J’ai choisi de partager cette résolution sur la libération de la femme algérienne, adoptée lors du premier congrès de la Fédération de France de l’Union des syndicats de travailleurs algériens (USTA) qui s’est tenu à Paris en juin 1957. Le texte a été publié dans le journal La Commune (n°4, juillet 1957), qui était l’organe du Comité de liaison et d’action pour la démocratie ouvrière (CLADO) au sein duquel se regroupaient les militants français plutôt favorables au Mouvement national algérien (MNA).
Il ne peut y avoir d’égalité entre l’homme et la femme dans un pays comme l’Algérie où les hommes eux-mêmes ne jouissent d’aucun droit politique. La libération de la femme algérienne implique donc sa participation à la lutte pour la libération de l’Algérie de l’oppression coloniale. En conséquence, le premier Congrès de la Fédération de France de l’U.S.T.A. lutte en premier lieu pour que, sur le plan des droits politiques, liberté de la presse, de réunion, liberté d’organisation, élections libres, etc., la démocratie soit appliquée en Algérie pour tous les algériens, quel qu’en soit le sexe, la race, l’origine ou la religion.
La libération de la femme algérienne présuppose sur le plan économique toute une série de mesures permettant à l’Algérie de sortir de ce moyen-âge économique où vit l’écrasante majorité du peuple algérien et qui ne sert qu’à asseoir la domination économique d’une infime minorité de gros colons et de féodaux musulmans.
Construire dans le pays un réseau moderne de maternité, de crèche, de dispensaire, installer des services de protection maternelle et infantile, une sécurité sociale au bénéfice de tous et non d’une minorité, édifier des écoles, des hôpitaux, des maisons de repos, des bâtiments pour colonies de vacances, supprime les bidonvilles et bâtir des logements modernes, avec l’eau, le gaz et l’électricité. Assurer un pouvoir d’achat décent à ceux qui par millions n’ont pas de pouvoir d’achat du tout.
Telles sont les premières mesures réelles qui permettront de libérer la femme algérienne, de sortir de l’analphabétisme, de la misère et de la maladie un peuple de 10 millions d’humains, dont le poids retombe surtout sur la femme.
Il n’y a pas de libération de la femme algérienne en dehors de la réalisation de ces objectifs que s’assigne l’USTA.
Concernant certains problèmes spécifiques intéressant la femme algérienne, le peuple algérien dénonce la politique colonialiste qui légalise la prostitution, plaie de notre jeunesse où se perdent corps et âmes par milliers et milliers, des jeunes algériennes musulmanes.

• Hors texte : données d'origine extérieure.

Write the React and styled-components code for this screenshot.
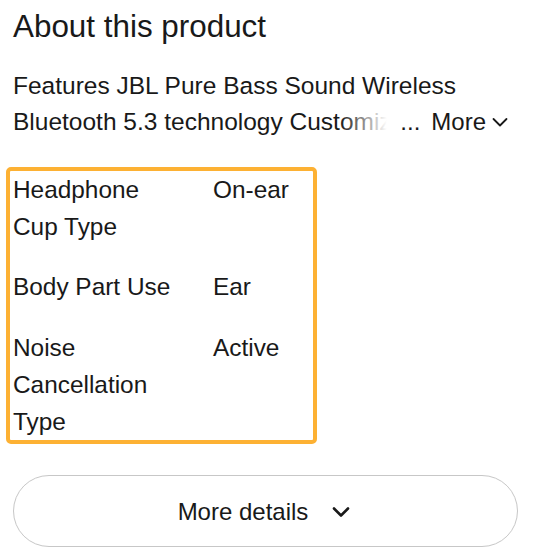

Le premier Congrès de la Fédération de France de l’USTA exige la suppression immédiate des « Maisons closes » qui, en Algérie sont toujours autorisées ; le châtiment exemplaire de tous ces « Glaouis » algériens, européens et musulmans qui édifient des fortunes scandaleuses par la « traite des blanches ».
L’USTA revendique une aide économique substantielle à l’installation des jeunes ménages, leur permettant par une prime d’installer un véritable foyer.
Le premier Congrès de la Fédération de France de l’USTA fait sienne les revendications de la femme algérienne travailleuse :
– A travail égal, salaire égal.
– Maximum de travail par jour : 8 heures.
– Deux jours de repos par semaine.
– 12 semaines de congé maternité payées : 6 semaines avant l’accouchement, 6 semaines après la naissance.
– Interdiction absolue d’utiliser la main-d’œuvre féminine à des travaux pénibles et malsains.
Tels sont quelques-uns des premiers points du programme sur lequel la centrale syndicale algérienne appelle les femmes algériennes à se rassembler et à s’organiser dans l’U.S.T.A.